__Short exercise__. Everything from the first line down to the line containing "import React from 'react';" is to be retyped exactly, both ends included, with pictures left out.

__Data section__.
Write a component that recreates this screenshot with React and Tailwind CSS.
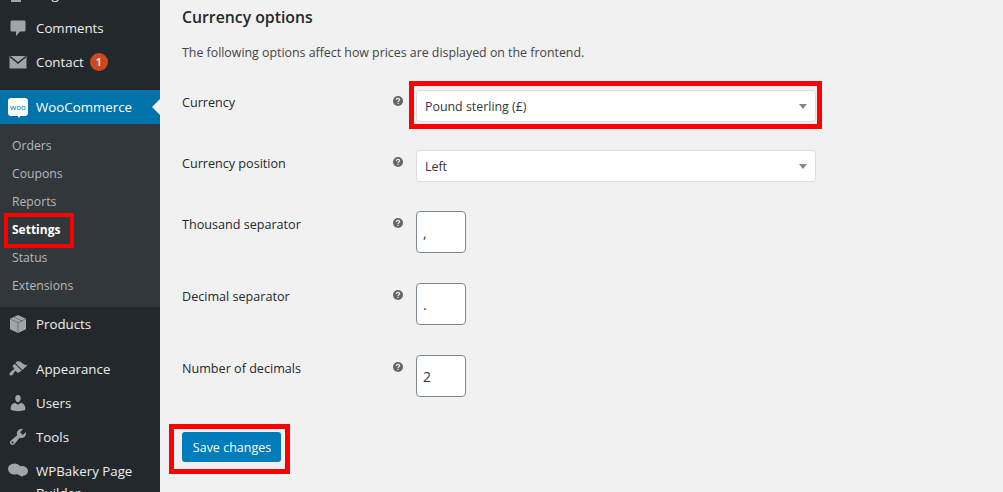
import React from 'react';

// Dashicons-style glyphs for the admin menu (20x20 viewBox)
const icons = {
  page: <path d="M6 15V2h10v13H6zm-1 1h8v2H3V5h2v11z" />,
  comments: <path d="M4 2.500h12c1.100 0 1.500.6 1.500 1.500v8c0 1-.5 1.500-1.500 1.500h-4l-4 4.500v-4.500H4c-1 0-1.500-.5-1.500-1.500V4c0-.9.4-1.500 1.500-1.500z" />,
  email: (
    <>
      <rect x="1.500" y="4" width="17" height="12.500" />
      <path d="M2 4.500l8 6.500 8-6.500" fill="none" stroke="#23282d" strokeWidth="1.600" />
    </>
  ),
  products: (
    <>
      <path d="M10 1l8 3.800v10.400L10 19l-8-3.800V4.800L10 1z" />
      <path d="M2.500 5L10 8.800 17.500 5M10 8.800V18.500M6 3l8 4" fill="none" stroke="#5b6065" strokeWidth=".7" />
    </>
  ),
  appearance: <path d="M14.48 11.06L7.41 3.99l1.5-1.5c.5-.56 2.3-.47 3.51.32 1.21.8 1.43 1.28 2.91 2.1 1.18.64 2.45 1.26 4.45.85zm-.71.71L6.7 4.7 4.93 6.47c-.39.39-.39 1.02 0 1.41l1.06 1.06c.39.39.39 1.03 0 1.42-.6.6-1.43 1.11-2.21 1.69-.35.26-.7.53-1.01.84C1.43 13.71.96 15.12 1.85 16s2.3.41 3.13-.55c.55-.8.88-2.26 1.8-3.07.4-.39 1.03-.39 1.42 0l1.06 1.06c.39.39 1.02.39 1.41 0z" />,
  users: <path d="M10 9.25c-2.27 0-2.73-3.44-2.73-3.44C7 4.02 7.82 2 9.97 2c2.16 0 2.98 2.02 2.71 3.81 0 0-.41 3.44-2.68 3.44zm0 2.57L12.72 10c2.39 0 4.52 2.33 4.52 4.53v2.49s-3.65 1.13-7.24 1.13c-3.65 0-7.24-1.13-7.24-1.13v-2.49c0-2.25 1.94-4.48 4.47-4.48z" />,
  tools: <path d="M16.68 9.77c-1.34 1.34-3.3 1.67-4.95.99l-5.41 6.52c-.99.99-2.59.99-3.58 0s-.99-2.59 0-3.57l6.52-5.42c-.68-1.65-.35-3.61.99-4.95 1.28-1.28 3.12-1.62 4.72-1.06l-2.89 2.89 2.82 2.82 2.86-2.87c.53 1.58.18 3.39-1.08 4.65zM3.81 16.21c.4.39 1.04.39 1.43 0 .4-.4.4-1.04 0-1.43-.39-.4-1.03-.4-1.43 0-.39.39-.39 1.03 0 1.43z" />,
  bakery: (
    <>
      <ellipse cx="6.500" cy="9" rx="6.500" ry="5.500" />
      <ellipse cx="14" cy="11" rx="6" ry="5" />
      <path d="M11 14l3.500 3 .5-3z" />
    </>
  ),
};

function MenuIcon({ name }) {
  return (
    <svg viewBox="0 0 20 20" className="w-5 h-5 shrink-0 fill-[#a0a5aa]">
      {icons[name]}
    </svg>
  );
}

function MenuItem({ icon, label, badge }) {
  return (
    <div className="flex items-center h-[34px] pl-2 text-[13.300px] text-[#eeeeee]">
      <MenuIcon name={icon} />
      <span className="ml-2 pt-[2px]">{label}</span>
      {badge && (
        <span className="ml-[6px] flex items-center justify-center w-[18px] h-[18px] rounded-full bg-[#ca4a1f] text-white text-[11px] font-semibold">
          {badge}
        </span>
      )}
    </div>
  );
}

function Sidebar() {
  const submenu = ['Orders', 'Coupons', 'Reports', 'Settings', 'Status', 'Extensions'];

  return (
    <aside className="w-[160px] shrink-0 bg-[#23282d] -mt-[23px]">
      <MenuItem icon="page" label="Pages" />
      <MenuItem icon="comments" label="Comments" />
      <MenuItem icon="email" label="Contact" badge="1" />
      <div className="h-[11px]" />

      <div className="relative flex items-center h-[34px] pl-2 bg-[#0073aa] text-[13.300px] text-white">
        <span className="relative flex items-center justify-center w-5 h-[18px] rounded-[3px] bg-white text-[8px] leading-none text-[#0073aa]">
          woo
          <span className="absolute -bottom-[2px] left-[9px] w-0 h-0 border-l-[2px] border-r-[2px] border-t-[3px] border-l-transparent border-r-transparent border-t-white" />
        </span>
        <span className="ml-2 pt-[2px]">WooCommerce</span>
        <span className="absolute right-0 top-[9px] w-0 h-0 border-y-[8px] border-r-[8px] border-y-transparent border-r-[#f1f1f1]" />
      </div>

      <div className="bg-[#32373c] pt-[7px] pb-[8px] text-[12.200px] text-[#b4b9be]">
        {submenu.map((item) => (
          <div key={item} className="relative flex items-center h-[28px] pl-3 pt-[2px]">
            {item === 'Settings' ? (
              <>
                <span className="font-bold text-[12px] text-white">{item}</span>
                <span className="absolute -top-[2px] left-1 w-[70px] h-[35px] border-[4px] border-[#ff0000]" />
              </>
            ) : (
              item
            )}
          </div>
        ))}
      </div>

      <MenuItem icon="products" label="Products" />
      <div className="h-[11px]" />
      <MenuItem icon="appearance" label="Appearance" />
      <MenuItem icon="users" label="Users" />
      <MenuItem icon="tools" label="Tools" />
      <div className="flex pl-2 pt-[6px] text-[13.300px] leading-[22px] text-[#eeeeee]">
        <MenuIcon name="bakery" />
        <span className="ml-2">WPBakery Page Builder</span>
      </div>
    </aside>
  );
}

function HelpTip() {
  return (
    <svg viewBox="0 0 10 10" className="w-[10px] h-[10px] mt-[7px] shrink-0">
      <circle cx="5" cy="5" r="5" fill="#666666" />
      <path d="M3.400 3.900c0-1 .7-1.500 1.600-1.500s1.600.5 1.600 1.300c0 1.100-1.500 1-1.500 2.200" fill="none" stroke="#f1f1f1" strokeWidth="1.100" />
      <rect x="4.400" y="6.700" width="1.300" height="1.200" fill="#f1f1f1" />
    </svg>
  );
}

function Row({ label, className, fieldClassName = '', children }) {
  return (
    <div className={`flex ${className}`}>
      <label className="w-[211px] shrink-0 pt-[4px] text-[12.600px] leading-[20px] font-medium text-[#23282d]">{label}</label>
      <HelpTip />
      <div className={`ml-[13px] ${fieldClassName}`}>{children}</div>
    </div>
  );
}

function SelectBox({ value, highlighted }) {
  return (
    <div className="relative flex items-center justify-between w-[400px] h-[32px] pl-[8px] pr-[8px] bg-white border border-[#dddddd] rounded-[4px] text-[12.400px] text-[#32373c]">
      <span className="pt-[3px]">{value}</span>
      <span className="w-0 h-0 border-x-[4px] border-t-[5px] border-x-transparent border-t-[#888888]" />
      {highlighted && (
        <span className="absolute -left-2 -top-[10px] w-[413px] h-[48px] border-[5px] border-[#ff0000]" />
      )}
    </div>
  );
}

function SmallInput({ value }) {
  return (
    <div className="flex items-center w-[50px] h-[42px] pl-[6px] bg-white border border-[#7e8993] rounded-[4px] text-[14px] text-[#32373c]">
      {value}
    </div>
  );
}

export default function App() {
  return (
    <div className="flex w-[1003px] h-[492px] overflow-hidden bg-[#f1f1f1] font-['Open_Sans','Noto_Sans',sans-serif]">
      <Sidebar />
      <main className="flex-1 pl-[22px] pt-[6px]">
        <h2 className="text-[15.800px] leading-[22px] font-semibold text-[#23282d]">Currency options</h2>
        <p className="mt-[15px] text-[12.370px] leading-[20px] text-[#444444]">
          The following options affect how prices are displayed on the frontend.
        </p>

        <Row label="Currency" className="mt-[26px]" fieldClassName="mt-[1px]">
          <SelectBox value="Pound sterling (£)" highlighted />
        </Row>
        <Row label="Currency position" className="mt-[28px]">
          <SelectBox value="Left" />
        </Row>
        <Row label="Thousand separator" className="mt-[29px]">
          <SmallInput value="," />
        </Row>
        <Row label="Decimal separator" className="mt-[30px]">
          <SmallInput value="." />
        </Row>
        <Row label="Number of decimals" className="mt-[30px]">
          <SmallInput value="2" />
        </Row>

        <div className="relative mt-[35px] w-[99px]">
          <button className="w-[99px] h-[30px] pt-[2px] pl-[1px] rounded-[3px] bg-[#007cba] text-[12.500px] text-white">Save changes</button>
          <span className="absolute -left-[13px] -top-[8px] w-[121px] h-[50px] border-[5px] border-[#ff0000]" />
        </div>
      </main>
    </div>
  );
}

__Solution for this task__.
Write a component that recreates this screenshot with React and Tailwind CSS.
import React from 'react';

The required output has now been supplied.